The following outcomes for the financial literacy courses were included among Monday’s school board documents:

  1. Planning for a career. Complete and analyze CIS results. Produce professional resume, letter, and application. Participate in an interview. This outcome is met in Career Exploration at Roosevelt.
  2. Income, Benefits, and Taxes. Complete W-4, I-9, 1040 EZ.
  3. Budgeting. Complete a personal net worth statement. Prepare a budget.
  4. Value of Money. Explain consumer rights laws. Protect self from fraud.
  5. Banking System. Demonstrate keeping checking and savings accounts and reconciliation.
  6. Buying Decisions. Evaluate the process of buying plans and the costs of credit.
  7. Risk Management. Understand the importance of health, disability, life, home owners/renter’s and vehicle insurance. *C/VE 3, 4, 5.
  8. Saving. Examine short-, medium- and long-term financial goals. Explain systematic saving strategy. *C/VE 3, 4, 5.
  9. Credit. Compare/contrast living arrangements, buying a vehicle, student loans. Explain credit errors, bankruptcy, and consumer protection laws.
  10. Investing. Explain low-, medium-, and high-risk investing options. Understand how to research investments and markets (This outcome is optional).

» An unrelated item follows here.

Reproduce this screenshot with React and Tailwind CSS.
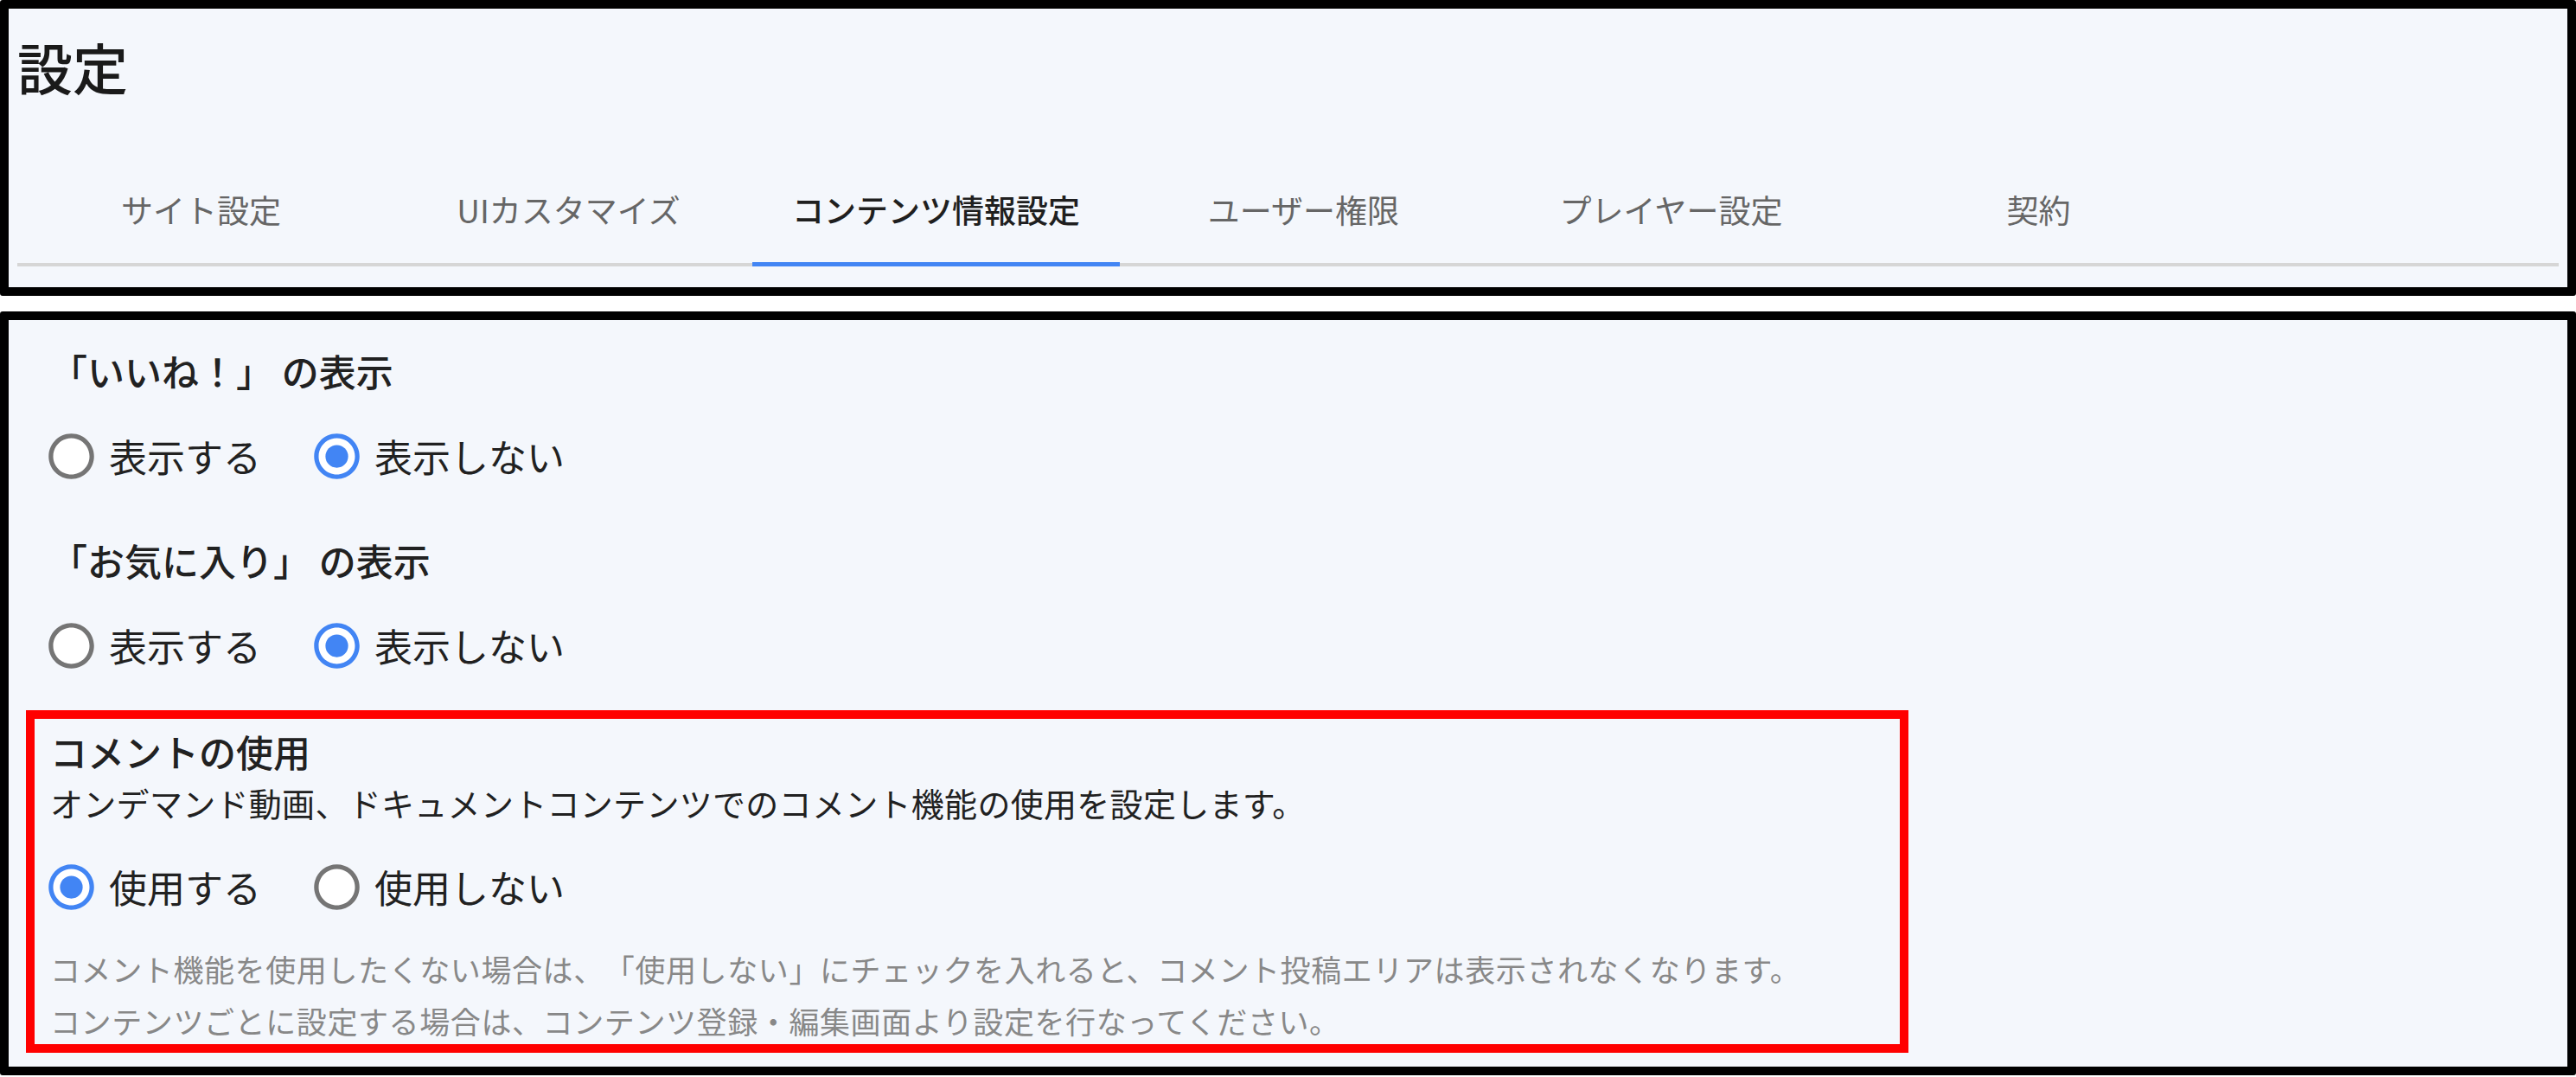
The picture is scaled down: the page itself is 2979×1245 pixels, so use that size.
import React from "react";

const RING =
  "M12 2C6.48 2 2 6.48 2 12s4.48 10 10 10 10-4.48 10-10S17.52 2 12 2zm0 18c-4.42 0-8-3.58-8-8s3.58-8 8-8 8 3.58 8 8-3.58 8-8 8z";

function Radio({ checked }) {
  return (
    <svg viewBox="0 0 24 24" className="w-[63px] h-[63px] shrink-0 -ml-[7px]">
      <circle cx="12" cy="12" r="9" fill="#ffffff" />
      <path fill={checked ? "#4285f4" : "#757575"} d={RING} />
      {checked && <circle cx="12" cy="12" r="5" fill="#4285f4" />}
    </svg>
  );
}

function RadioItem({ checked, label }) {
  return (
    <label className="flex items-center gap-[12px]">
      <Radio checked={checked} />
      <span className="text-[44px] leading-[63px] text-[#212121]">{label}</span>
    </label>
  );
}

function RadioRow({ items }) {
  return (
    <div className="flex items-center h-[110px] gap-[63px]">
      {items.map((it) => (
        <RadioItem key={it.label} checked={it.checked} label={it.label} />
      ))}
    </div>
  );
}

const TABS = [
  "サイト設定",
  "UIカスタマイズ",
  "コンテンツ情報設定",
  "ユーザー権限",
  "プレイヤー設定",
  "契約",
];

export default function App() {
  return (
    <div className="w-[2979px] h-[1245px] bg-white overflow-hidden font-['Noto_Sans_CJK_JP','Noto_Sans',sans-serif] [text-spacing-trim:space-all]">
      {/* header box */}
      <div className="h-[342px] border-[10px] border-black rounded-[3px] bg-[#f4f7fc] px-[10px] pt-[28px] pb-[24px]">
        <h1 className="text-[64px] leading-[76px] font-medium text-[#1a1a1a]">設定</h1>
        <div className="mt-[69px] flex border-b-4 border-[#d6d6d6]">
          {TABS.map((t, i) => {
            const active = i === 2;
            return (
              <div
                key={t}
                className={
                  active
                    ? "w-[425px] h-[125px] -mb-1 border-b-[5px] border-[#4285f4] flex items-center justify-center text-[37px] font-medium text-[#1f1f1f]"
                    : "w-[425px] h-[125px] -mb-1 border-b-[5px] border-transparent flex items-center justify-center text-[37px] text-[#666666]"
                }
              >
                {t}
              </div>
            );
          })}
        </div>
      </div>

      {/* content box */}
      <div className="mt-[18px] h-[883px] border-[10px] border-black rounded-[3px] bg-[#f4f7fc] pl-[20px] pt-[27px]">
        <div className="pl-[28px]">
          <div className="text-[43px] leading-[63px] font-medium text-[#212121]">「いいね！」 の表示</div>
          <div className="mt-[12px]">
            <RadioRow
              items={[
                { label: "表示する", checked: false },
                { label: "表示しない", checked: true },
              ]}
            />
          </div>
        </div>

        <div className="pl-[28px] mt-[34px]">
          <div className="text-[43px] leading-[63px] font-medium text-[#212121]">「お気に入り」 の表示</div>
          <div className="mt-[12px]">
            <RadioRow
              items={[
                { label: "表示する", checked: false },
                { label: "表示しない", checked: true },
              ]}
            />
          </div>
        </div>

        <div className="mt-[20px] w-[2177px] h-[396px] border-[10px] border-[#ff0000] pl-[18px] pt-[6px]">
          <div className="text-[43px] leading-[63px] font-medium text-[#212121]">コメントの使用</div>
          <div className="text-[38px] leading-[55px] tracking-[0.3px] text-[#212121]">
            オンデマンド動画、ドキュメントコンテンツでのコメント機能の使用を設定します。
          </div>
          <div className="mt-[15px]">
            <RadioRow
              items={[
                { label: "使用する", checked: true },
                { label: "使用しない", checked: false },
              ]}
            />
          </div>
          <div className="mt-[10px] text-[35px] leading-[60px] tracking-[0.6px] text-[#888888]">
            <p>コメント機能を使用したくない場合は、「使用しない」にチェックを入れると、コメント投稿エリアは表示されなくなります。</p>
            <p>コンテンツごとに設定する場合は、コンテンツ登録・編集画面より設定を行なってください。</p>
          </div>
        </div>
      </div>
    </div>
  );
}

High school students in the district also learn about civic responsibility including things like leadership, community service and civic engagement.

Catlin said that students engage in community service as part of their coursework.

The district lists the following civic responsibility outcomes:

  • Leadership. Value system, ethics, problem solving, critical thinking, conflict resolution, decision making, reflection, respect, goal setting, agenda setting, leading a meeting.
  • Community Service. Giving back, being involved, respect, identifying need. Does it help the community?
  • Civility. Respectful of others, acceptance of outcome, strong character.
  • Civic Engagement. Rights and responsibilities of a citizen, voting, contacting a congressman, taxes, jury duty, logic, understanding propaganda, identifying generalities, critical thinking, use of data and research.